Guppy. Humphries has been talking up Guppy for a while now, and when you read this issue, you’ll understand why. I’m sure a number of you will look at him and think, “Did they really add a shark-dude? I don’t know how I feel about this.” Trust me, it works. For a shark-man, Guppy is all bark and no bite. He’s the quintessential guy that straddles the line of good and bad, and ultimately serves as the tap of information to the “underworld” for heroes. If you’re a fan of Angel (both the television show and the comic), Guppy kind of reminds me of a cross between Merl (from the show) and Beta George (from the comic). There’s more to him than just being a snitch, and I wouldn’t go so far as to call him a villain. His personality is what shines through though (as the fact that he’s a man-shark). To kind of quote Jay Z, “If you don’t like Guppy, I feel bad for you son. DC has ninety-nine problems, but Guppy ain’t one.”
Grayson: Cross Train Studio. One of my favorite aspects about Nightwing comics over the years, has been Dick Grayson’s day job. I don’t know why this aspect plays so well with Dick, but it does. Where most characters that have a day job have remained in that job for decades, Dick has essentially jumped around from job to job – something I’m sure most of us relate too. Here, Humphries has him starting his own business: a CrossFit gym (or in this case, Cross Trainer). It’s perfect, and I expect there will be a number of enjoyable or funny moments that will develop from this.
Target Audience. Let’s face it, Dick Grayson has become synonymous with butt shots. Honestly, I don’t think Nightwing would be Nightwing anymore without serving up a dish of Dickbutt. That’s why it pains me to say that Humphries and Chang neglected to add that to this issue… Just kidding.
Bang. I didn’t see this coming. I was so caught up in trying to figure out so many other elements, that the obvious wasn’t very obvious to me until it was too late for Nightwing. Clearly, Svoboda shooting Dick isn’t going to result in his death, but it should lead to some solid plot threads for upcoming issues.
League of Limousine Assassins. The small bit of action we do get in this issue is hit and miss for me. The action itself is decent, and the fact that Nightwing refers to these guys as the “League of Limousine Assassins” is funny… but this ultimately feels like a forced action sequence per editorial. We can’t have a superhero comic without an action sequence after all…
- You’re a fan of Nightwing.
- You’re open to introduce a new, intriguing character into your life (Guppy).
- You like your antagonists to be complex.
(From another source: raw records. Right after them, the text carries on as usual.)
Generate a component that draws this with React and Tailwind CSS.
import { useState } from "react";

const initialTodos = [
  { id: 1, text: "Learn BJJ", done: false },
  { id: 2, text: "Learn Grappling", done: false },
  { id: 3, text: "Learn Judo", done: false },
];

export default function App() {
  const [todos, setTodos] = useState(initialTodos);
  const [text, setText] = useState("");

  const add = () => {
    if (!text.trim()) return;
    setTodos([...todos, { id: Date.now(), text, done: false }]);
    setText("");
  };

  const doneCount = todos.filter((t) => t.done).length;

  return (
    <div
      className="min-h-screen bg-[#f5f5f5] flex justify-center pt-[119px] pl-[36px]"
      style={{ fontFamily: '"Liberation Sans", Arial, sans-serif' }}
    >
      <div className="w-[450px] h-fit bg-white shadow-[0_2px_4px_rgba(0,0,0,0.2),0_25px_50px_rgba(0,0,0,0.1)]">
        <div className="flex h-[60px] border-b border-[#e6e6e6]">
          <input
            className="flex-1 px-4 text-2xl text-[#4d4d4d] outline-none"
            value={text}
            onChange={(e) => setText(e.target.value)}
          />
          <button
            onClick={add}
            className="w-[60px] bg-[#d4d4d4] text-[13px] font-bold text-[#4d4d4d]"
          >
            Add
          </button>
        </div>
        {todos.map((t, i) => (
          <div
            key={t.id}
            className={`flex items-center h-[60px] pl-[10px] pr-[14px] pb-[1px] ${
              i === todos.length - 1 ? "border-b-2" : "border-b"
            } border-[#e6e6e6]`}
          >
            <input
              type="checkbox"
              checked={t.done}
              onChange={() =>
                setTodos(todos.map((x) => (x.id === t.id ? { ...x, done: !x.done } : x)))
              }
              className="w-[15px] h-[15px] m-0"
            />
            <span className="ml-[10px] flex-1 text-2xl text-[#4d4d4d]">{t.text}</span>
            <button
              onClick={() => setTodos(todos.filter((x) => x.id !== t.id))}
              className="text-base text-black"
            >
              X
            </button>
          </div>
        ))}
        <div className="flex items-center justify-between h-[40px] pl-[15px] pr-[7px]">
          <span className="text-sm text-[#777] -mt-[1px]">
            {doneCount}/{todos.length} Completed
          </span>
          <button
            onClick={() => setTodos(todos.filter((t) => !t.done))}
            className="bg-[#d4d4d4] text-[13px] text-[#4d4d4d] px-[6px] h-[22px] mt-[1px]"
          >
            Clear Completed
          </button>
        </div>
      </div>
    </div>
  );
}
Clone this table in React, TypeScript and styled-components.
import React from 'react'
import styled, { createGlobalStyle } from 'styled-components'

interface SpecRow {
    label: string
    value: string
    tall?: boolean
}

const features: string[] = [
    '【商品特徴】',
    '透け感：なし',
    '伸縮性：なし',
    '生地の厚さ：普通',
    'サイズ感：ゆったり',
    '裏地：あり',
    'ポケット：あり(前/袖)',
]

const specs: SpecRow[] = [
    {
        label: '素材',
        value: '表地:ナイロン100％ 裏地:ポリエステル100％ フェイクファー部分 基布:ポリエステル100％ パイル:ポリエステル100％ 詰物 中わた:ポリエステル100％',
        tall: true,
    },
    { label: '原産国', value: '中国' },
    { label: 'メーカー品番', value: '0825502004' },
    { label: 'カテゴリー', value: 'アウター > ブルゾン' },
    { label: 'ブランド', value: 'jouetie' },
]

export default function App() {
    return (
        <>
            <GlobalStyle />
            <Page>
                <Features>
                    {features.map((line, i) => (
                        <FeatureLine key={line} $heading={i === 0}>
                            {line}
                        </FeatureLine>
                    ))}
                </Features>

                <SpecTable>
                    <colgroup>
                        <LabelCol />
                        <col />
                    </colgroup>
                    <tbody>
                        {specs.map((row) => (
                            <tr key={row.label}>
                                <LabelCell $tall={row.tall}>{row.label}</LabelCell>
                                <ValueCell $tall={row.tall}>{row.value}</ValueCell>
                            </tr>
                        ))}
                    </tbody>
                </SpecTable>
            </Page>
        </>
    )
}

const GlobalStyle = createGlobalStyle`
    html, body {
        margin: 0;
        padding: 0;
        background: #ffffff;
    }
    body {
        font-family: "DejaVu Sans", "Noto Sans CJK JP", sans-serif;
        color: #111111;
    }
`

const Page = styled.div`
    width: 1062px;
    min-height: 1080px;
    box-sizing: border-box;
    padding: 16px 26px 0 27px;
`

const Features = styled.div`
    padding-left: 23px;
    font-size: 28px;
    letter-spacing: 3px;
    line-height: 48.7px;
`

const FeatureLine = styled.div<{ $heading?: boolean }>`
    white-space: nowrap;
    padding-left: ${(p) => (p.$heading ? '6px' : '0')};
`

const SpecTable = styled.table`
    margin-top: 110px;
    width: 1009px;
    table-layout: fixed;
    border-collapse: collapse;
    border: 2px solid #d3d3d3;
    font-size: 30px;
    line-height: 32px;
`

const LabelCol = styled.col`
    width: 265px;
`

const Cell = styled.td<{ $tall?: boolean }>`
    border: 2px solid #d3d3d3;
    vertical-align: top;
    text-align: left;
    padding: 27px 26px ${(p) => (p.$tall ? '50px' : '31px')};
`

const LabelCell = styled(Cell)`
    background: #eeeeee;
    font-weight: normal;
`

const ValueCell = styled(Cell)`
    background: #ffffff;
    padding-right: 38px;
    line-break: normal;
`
Overall: Nightwing #35 is a great time to jump on if you haven’t been reading this title. Humphries and Chang appear to have an incredible story in the works that hits all the right marks for any Nightwing or comic fan as they bring Bludhaven to life in a way that feels fresh and original. Placing Dick in that world only accents and elevates him as a character. There’s a ton of texture and characterization to be found here – both in the script and the art – so go pick it up!